Reproduce the lines below exactly, from the one containing "Rebuild this screenshot" through the one containing "string; dow: string;", both included. Leave out any pictures.

*****

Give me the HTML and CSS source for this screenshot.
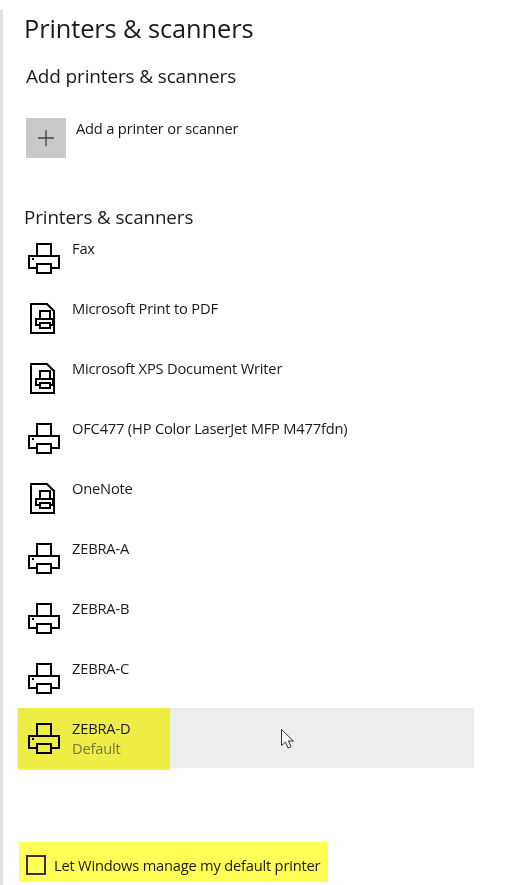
FILE: index.html
```html
<!DOCTYPE html>
<html lang="en">
<head>
    <meta charset="UTF-8">
    <meta name="viewport" content="width=device-width, initial-scale=1.0">
    <title>Printers &amp; scanners</title>
    <link rel="stylesheet" href="styles.css">
</head>
<body>
    <svg class="defs" width="0" height="0">
        <symbol id="printer" viewBox="0 0 34 34">
            <path d="M10 14V2h14v12M10 26H2V14h30v12h-8M10 22h14v9H10z" fill="none" stroke="currentColor" stroke-width="2"/>
            <rect x="5" y="16" width="2" height="2" fill="currentColor"/>
        </symbol>
        <symbol id="docprinter" viewBox="0 0 34 34">
            <path d="M4 2h16l7 7v22H4z" fill="none" stroke="currentColor" stroke-width="2"/>
            <path d="M13 17V9h10v8M13 23H9v-6h17v6h-3M13 21h10v5H13z" fill="none" stroke="currentColor" stroke-width="2"/>
        </symbol>
    </svg>

    <div class="page">
        <h1 class="title">Printers &amp; scanners</h1>
        <h2 class="add-heading">Add printers &amp; scanners</h2>
        <div class="add-row">
            <div class="add-tile">
                <svg width="20" height="20" viewBox="0 0 20 20"><path d="M10 2v16M2 10h16" stroke="#444" stroke-width="1.3"/></svg>
            </div>
            <div class="add-label">Add a printer or scanner</div>
        </div>

        <h2 class="list-heading">Printers &amp; scanners</h2>
        <div class="list">
            <div class="row">
                <svg class="icon"><use href="#printer"/></svg>
                <div class="name">Fax</div>
            </div>
            <div class="row">
                <svg class="icon"><use href="#docprinter"/></svg>
                <div class="name">Microsoft Print to PDF</div>
            </div>
            <div class="row">
                <svg class="icon"><use href="#docprinter"/></svg>
                <div class="name">Microsoft XPS Document Writer</div>
            </div>
            <div class="row">
                <svg class="icon"><use href="#printer"/></svg>
                <div class="name">OFC477 (HP Color LaserJet MFP M477fdn)</div>
            </div>
            <div class="row">
                <svg class="icon"><use href="#docprinter"/></svg>
                <div class="name">OneNote</div>
            </div>
            <div class="row">
                <svg class="icon"><use href="#printer"/></svg>
                <div class="name">ZEBRA-A</div>
            </div>
            <div class="row">
                <svg class="icon"><use href="#printer"/></svg>
                <div class="name">ZEBRA-B</div>
            </div>
            <div class="row">
                <svg class="icon"><use href="#printer"/></svg>
                <div class="name">ZEBRA-C</div>
            </div>
            <div class="row selected">
                <svg class="icon"><use href="#printer"/></svg>
                <div>
                    <div class="name">ZEBRA-D</div>
                    <div class="status">Default</div>
                </div>
                <div class="marker"></div>
                <svg class="cursor" width="14" height="22" viewBox="0 0 14 22">
                    <path d="M1.5 1.5v16l4-3.5 2.5 6 3-1.2-2.6-5.8h5z" fill="#fff" stroke="#333" stroke-width="1"/>
                </svg>
            </div>
        </div>

        <div class="manage">
            <span class="checkbox"></span>
            <span class="manage-label">Let Windows manage my default printer</span>
        </div>
    </div>
</body>
</html>
```

FILE: styles.css
```css
html, body {
    margin: 0;
    height: 100%;
}
body {
    font-family: "Open Sans", "Liberation Sans", sans-serif;
    color: #1a1a1a;
    background: #fff;
    overflow: hidden;
}
.defs {
    display: block;
    height: 0;
}
.page {
    box-sizing: border-box;
    height: 885px;
    border-left: 3px solid #e2e2e2;
    padding: 0 48px 0 14px;
}
.title {
    margin: 10px 0 0 7px;
    font-size: 25.4px;
    line-height: 36px;
    font-weight: 400;
    letter-spacing: -0.1px;
}
.add-heading {
    margin: 17px 0 0 9px;
    font-size: 19px;
    line-height: 26px;
    font-weight: 400;
    letter-spacing: -0.15px;
}
.add-row {
    display: flex;
    gap: 10px;
    margin: 29px 0 0 9px;
}
.add-tile {
    width: 40px;
    height: 40px;
    background: #c9c9c9;
    display: flex;
    align-items: center;
    justify-content: center;
}
.add-label {
    font-size: 14.7px;
    line-height: 20px;
    letter-spacing: -0.2px;
}
.list-heading {
    margin: 46px 0 0 7px;
    font-size: 18.8px;
    line-height: 26px;
    font-weight: 400;
    letter-spacing: -0.1px;
}
.list {
    margin-top: -2px;
}
.row {
    position: relative;
    display: flex;
    gap: 11px;
    height: 60px;
    box-sizing: border-box;
    padding: 10px 0 0 10px;
}
.icon {
    width: 34px;
    height: 34px;
    margin-top: 4px;
    flex: none;
    color: #000;
}
.name {
    font-size: 14.7px;
    line-height: 20px;
    letter-spacing: -0.2px;
}
.status {
    font-size: 14.7px;
    line-height: 20px;
    letter-spacing: -0.2px;
    color: #777;
}
.selected {
    background: #ededed;
}
/* highlighter marks from the annotated screenshot */
.marker {
    position: absolute;
    left: 1px;
    top: 0;
    width: 152px;
    height: 62px;
    background: #f2f246;
    mix-blend-mode: darken;
}
.cursor {
    position: absolute;
    left: 263px;
    top: 20px;
}
.manage {
    display: flex;
    align-items: center;
    gap: 8px;
    width: 309px;
    height: 40px;
    box-sizing: border-box;
    margin: 74px 0 0 2px;
    padding: 6px 0 0 7px;
    background: #ffff55;
    font-size: 14.66px;
}
.checkbox {
    box-sizing: border-box;
    width: 20px;
    height: 20px;
    flex: none;
    border: 2px solid #333;
}
.manage-label {
    letter-spacing: -0.2px;
}
```
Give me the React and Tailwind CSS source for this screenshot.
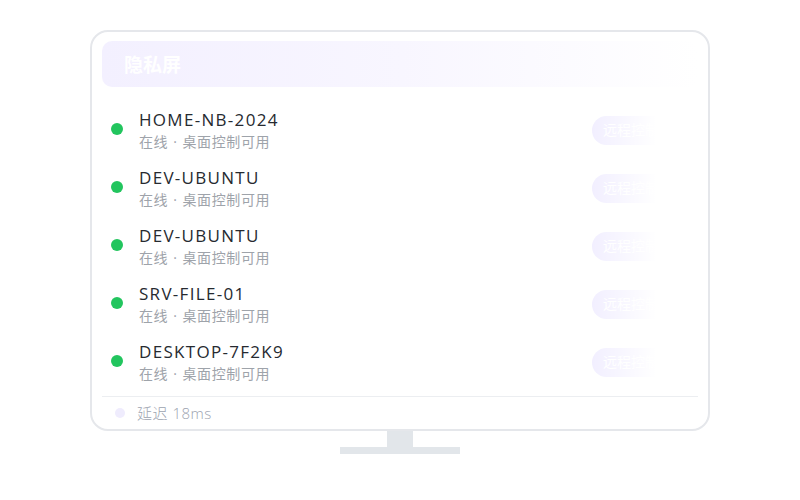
const devices = ['HOME-NB-2024', 'DEV-UBUNTU', 'DEV-UBUNTU', 'SRV-FILE-01', 'DESKTOP-7F2K9']

const font = { fontFamily: '"Open Sans", "Noto Sans CJK SC", sans-serif' }

function DeviceRow({ name }) {
  return (
    <div className="h-[58px] flex items-center pl-[9px]">
      <span className="w-[12px] h-[12px] rounded-full bg-[#22c55e] shrink-0 -mt-[2px]" />
      <div className="ml-[16px] flex flex-col">
        <span className="text-[17px] leading-[23px] text-[#262a30] tracking-[1.3px]">{name}</span>
        <span className="text-[14px] leading-[21px] text-[#9ea3aa] tracking-[0.6px]">
          在线<span className="mx-[5px]">·</span>桌面控制可用
        </span>
      </div>
      <button className="ml-auto mr-[28px] h-[29px] px-[11px] rounded-full bg-[#f1eeff] text-white text-[14px] leading-none">
        远程控制
      </button>
    </div>
  )
}

export default function App() {
  return (
    <div className="w-[800px] h-[500px] bg-white flex flex-col items-center pt-[30px]" style={font}>
      {/* Screen */}
      <div className="w-[620px] h-[401px] border-2 border-[#e5e7eb] rounded-[18px] px-[10px] pt-[9px] flex flex-col overflow-hidden">
        <div className="h-[46px] shrink-0 rounded-[10px] bg-gradient-to-r from-[#f3f0ff] via-[#f8f6ff] to-white flex items-center px-[22px]">
          <span className="text-white text-[19px] font-bold" style={{ fontFamily: '"Noto Sans CJK SC", sans-serif' }}>隐私屏</span>
        </div>

        <div className="relative mt-[14px]">
          {devices.map((d, i) => (
            <DeviceRow key={i} name={d} />
          ))}
          <div className="absolute top-0 bottom-0 right-0 w-[110px] bg-[linear-gradient(to_right,rgba(255,255,255,0),#ffffff_62%)]" />
        </div>

        <div className="mt-[5px] border-t border-[#eceef1] flex items-center pl-[13px] pt-[6px]">
          <span className="w-[10px] h-[10px] rounded-full bg-[#efecfd]" />
          <span className="ml-[12px] text-[15px] leading-[20px] text-[#9ca3af] font-light tracking-[0.5px]">延迟 18ms</span>
        </div>
      </div>

      {/* Stand */}
      <div className="w-[26px] h-[16px] bg-[#e2e6ea]" />
      <div className="w-[120px] h-[7px] bg-[#e2e6ea]" />
    </div>
  )
}
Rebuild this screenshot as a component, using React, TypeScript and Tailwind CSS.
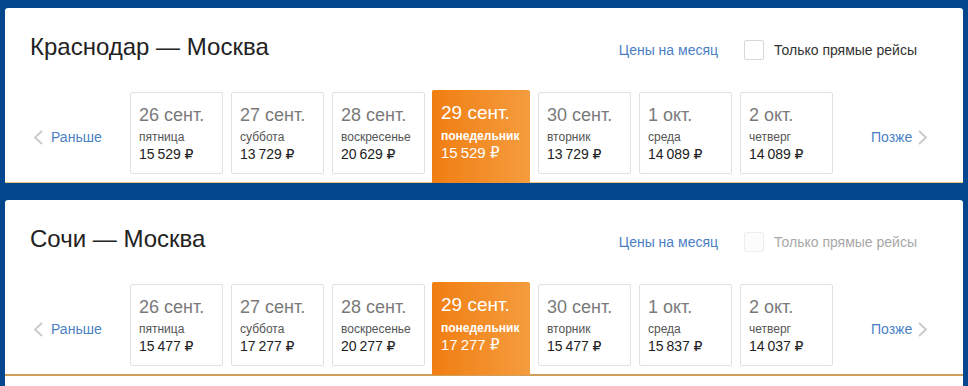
import React from "react";

type Day = { date: string; dow: string; price: string; sel?: boolean };

const days1: Day[] = [
  { date: "26 сент.", dow: "пятница", price: "15\u2009529 ₽" },
  { date: "27 сент.", dow: "суббота", price: "13\u2009729 ₽" },
  { date: "28 сент.", dow: "воскресенье", price: "20\u2009629 ₽" },
  { date: "29 сент.", dow: "понедельник", price: "15\u2009529 ₽", sel: true },
  { date: "30 сент.", dow: "вторник", price: "13\u2009729 ₽" },
  { date: "1 окт.", dow: "среда", price: "14\u2009089 ₽" },
  { date: "2 окт.", dow: "четверг", price: "14\u2009089 ₽" },
];

const days2: Day[] = [
  { date: "26 сент.", dow: "пятница", price: "15\u2009477 ₽" },
  { date: "27 сент.", dow: "суббота", price: "17\u2009277 ₽" },
  { date: "28 сент.", dow: "воскресенье", price: "20\u2009277 ₽" },
  { date: "29 сент.", dow: "понедельник", price: "17\u2009277 ₽", sel: true },
  { date: "30 сент.", dow: "вторник", price: "15\u2009477 ₽" },
  { date: "1 окт.", dow: "среда", price: "15\u2009837 ₽" },
  { date: "2 окт.", dow: "четверг", price: "14\u2009037 ₽" },
];

const Chevron = ({ dir }: { dir: "l" | "r" }) => (
  <svg width="10" height="15" viewBox="0 0 10 15" className="shrink-0">
    <polyline
      points={dir === "l" ? "9,1 2,7.5 9,14" : "1,1 8,7.5 1,14"}
      fill="none"
      stroke="#c9c9c9"
      strokeWidth="1.8"
    />
  </svg>
);

function DayCard({ d }: { d: Day }) {
  if (d.sel) {
    return (
      <div className="relative z-10 ml-[-1px] h-[93px] w-[98px] shrink-0 rounded-t-[2px] bg-[linear-gradient(to_right,#f07e12,#f59c3e)] px-[9px] pt-[12px] text-white">
        <div className="text-[19px] leading-[21px]">{d.date}</div>
        <div className="mt-[6px] text-[12px] font-bold leading-[14px]">{d.dow}</div>
        <div className="mt-[1px] text-[15px] leading-[17px]">{d.price}</div>
      </div>
    );
  }
  return (
    <div className="mt-[2px] h-[82px] w-[93px] shrink-0 rounded-[2px] border border-[#dde2e8] bg-white px-[8px] pt-[12px]">
      <div className="text-[18px] leading-[21px] text-[#7a7a7a]">{d.date}</div>
      <div className="mt-[4px] text-[12px] leading-[14px] text-[#555]">{d.dow}</div>
      <div className="mt-[2px] text-[14px] leading-[16px] text-[#222]">{d.price}</div>
    </div>
  );
}

function Block({
  title,
  days,
  disabled,
  bottom,
}: {
  title: string;
  days: Day[];
  disabled?: boolean;
  bottom: "thin" | "thick";
}) {
  return (
    <div
      className={
        "mx-[5px] rounded-t-[3px] bg-white " +
        (bottom === "thin"
          ? "h-[175px] border-b border-[#f3c47c]"
          : "h-[176px] border-b-2 border-[#cf9f5b]")
      }
    >
      <div className="flex h-[58px] items-start pl-[25px] pr-[46px] pt-[20px]">
        <div className="text-[24px] leading-[38px] text-[#222]">{title}</div>
        <div className="ml-auto mt-[2px] flex h-[40px] items-center">
          <span className="text-[14px] text-[#4a7fc3]">Цены на месяц</span>
          <span
            className={
              "ml-[26px] h-[20px] w-[20px] rounded-[2px] border " +
              (disabled ? "border-[#eeeeee] bg-[#fcfcfc]" : "border-[#d6d6d6] bg-white")
            }
          />
          <span
            className={
              "ml-[10px] text-[14px] " + (disabled ? "text-[#a8a8a8]" : "text-[#333]")
            }
          >
            Только прямые рейсы
          </span>
        </div>
      </div>
      <div className="mt-[24px] flex items-start pl-[28px]">
        <div className="flex h-[94px] w-[97px] shrink-0 items-center gap-[8px]">
          <Chevron dir="l" />
          <span className="text-[14px] text-[#4a7fc3]">Раньше</span>
        </div>
        <div className="flex items-start gap-[8px]">
          {days.map((d, i) => (
            <DayCard key={i} d={d} />
          ))}
        </div>
        <div className="ml-[38px] flex h-[94px] items-center gap-[6px]">
          <span className="text-[14px] text-[#4a7fc3]">Позже</span>
          <Chevron dir="r" />
        </div>
      </div>
    </div>
  );
}

export default function App() {
  return (
    <div
      className="h-[386px] w-[968px] overflow-hidden bg-[#04478f] pt-[8px]"
      style={{ fontFamily: '"Liberation Sans", Arial, "DejaVu Sans", sans-serif' }}
    >
      <Block title="Краснодар — Москва" days={days1} bottom="thin" />
      <div className="h-[17px]" />
      <Block title="Сочи — Москва" days={days2} disabled bottom="thick" />
      <div className="mx-[5px] h-[40px] bg-white" />
    </div>
  );
}
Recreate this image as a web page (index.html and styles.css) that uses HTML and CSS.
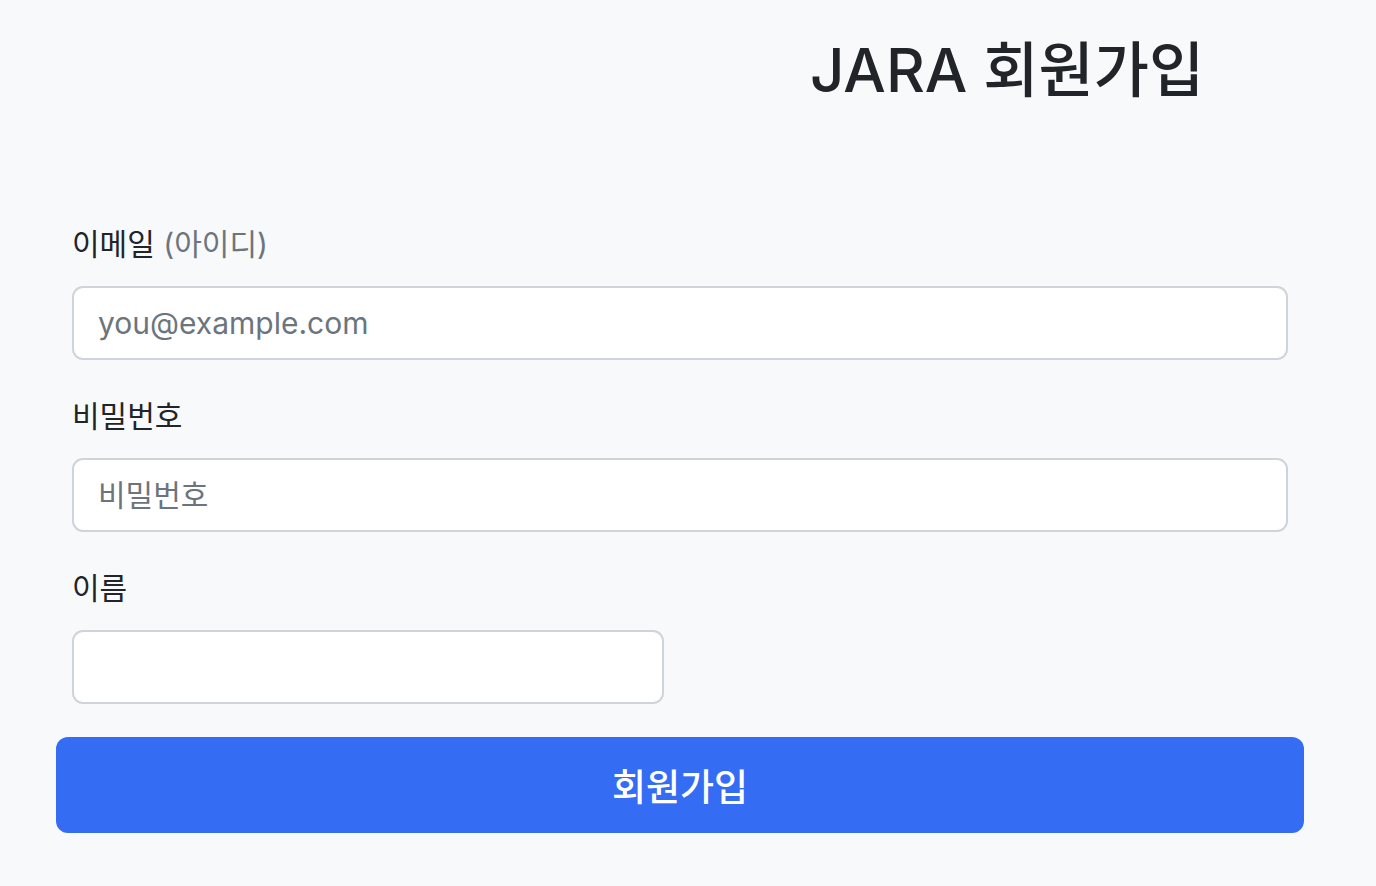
FILE: index.html
```html
<!DOCTYPE html>
<html lang="ko">
<head>
<meta charset="utf-8">
<title>JARA 회원가입</title>
<link rel="stylesheet" href="styles.css">
</head>
<body>
<main class="page">
  <h1 class="title">JARA 회원가입</h1>
  <form class="form">
    <div class="fields">
      <div class="field field-wide">
        <label class="label" for="email">이메일 <span class="muted">(아이디)</span></label>
        <input class="input" id="email" type="email" placeholder="you@example.com">
      </div>
      <div class="field field-wide">
        <label class="label" for="pw">비밀번호</label>
        <input class="input" id="pw" type="password" placeholder="비밀번호">
      </div>
      <div class="field field-last">
        <label class="label" for="name">이름</label>
        <input class="input" id="name" type="text">
      </div>
    </div>
    <button class="submit" type="button">회원가입</button>
  </form>
</main>
</body>
</html>
```

FILE: styles.css
```css
html, body {
  margin: 0;
  padding: 0;
  background: #f8f9fa;
}
body {
  font-family: Inter, "Noto Sans CJK KR", sans-serif;
  color: #212529;
}
.page {
  width: 1248px;
  padding: 34px 0 0 56px;
}
.title {
  margin: 0;
  padding-left: 754px;
  font-size: 60px;
  line-height: 72px;
  font-weight: 500;
  color: #212529;
}
.form {
  margin-top: 116px;
}
.fields {
  display: grid;
  grid-template-columns: 1fr 1fr;
  column-gap: 32px;
  padding: 0 16px;
}
.field {
  margin-bottom: 34px;
}
.field-wide {
  grid-column: 1 / span 2;
}
.field-last {
  margin-bottom: 33px;
}
.label {
  display: block;
  font-size: 30px;
  line-height: 45px;
  margin-bottom: 19px;
  color: #212529;
}
.muted {
  color: #6c757d;
}
.input {
  display: block;
  box-sizing: border-box;
  width: 100%;
  height: 74px;
  margin: 0;
  padding: 0 24px;
  border: 2px solid #ced4da;
  border-radius: 11px;
  background: #fff;
  font-family: Inter, "Noto Sans CJK KR", sans-serif;
  font-size: 30px;
  color: #212529;
  outline: none;
}
.input::placeholder {
  color: #6c757d;
  opacity: 1;
}
.submit {
  display: block;
  width: 100%;
  height: 96px;
  margin: 0;
  padding: 0;
  border: none;
  border-radius: 12px;
  background: #346cf4;
  color: #fff;
  font-family: Inter, "Noto Sans CJK KR", sans-serif;
  font-size: 37px;
  font-weight: 500;
  cursor: pointer;
}
```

*****

Exercise result →
Rebuild this screenshot as a component, using React, TypeScript and Tailwind CSS.
import React from "react";

type Day = { date: string; dow: string; price: string; sel?: boolean };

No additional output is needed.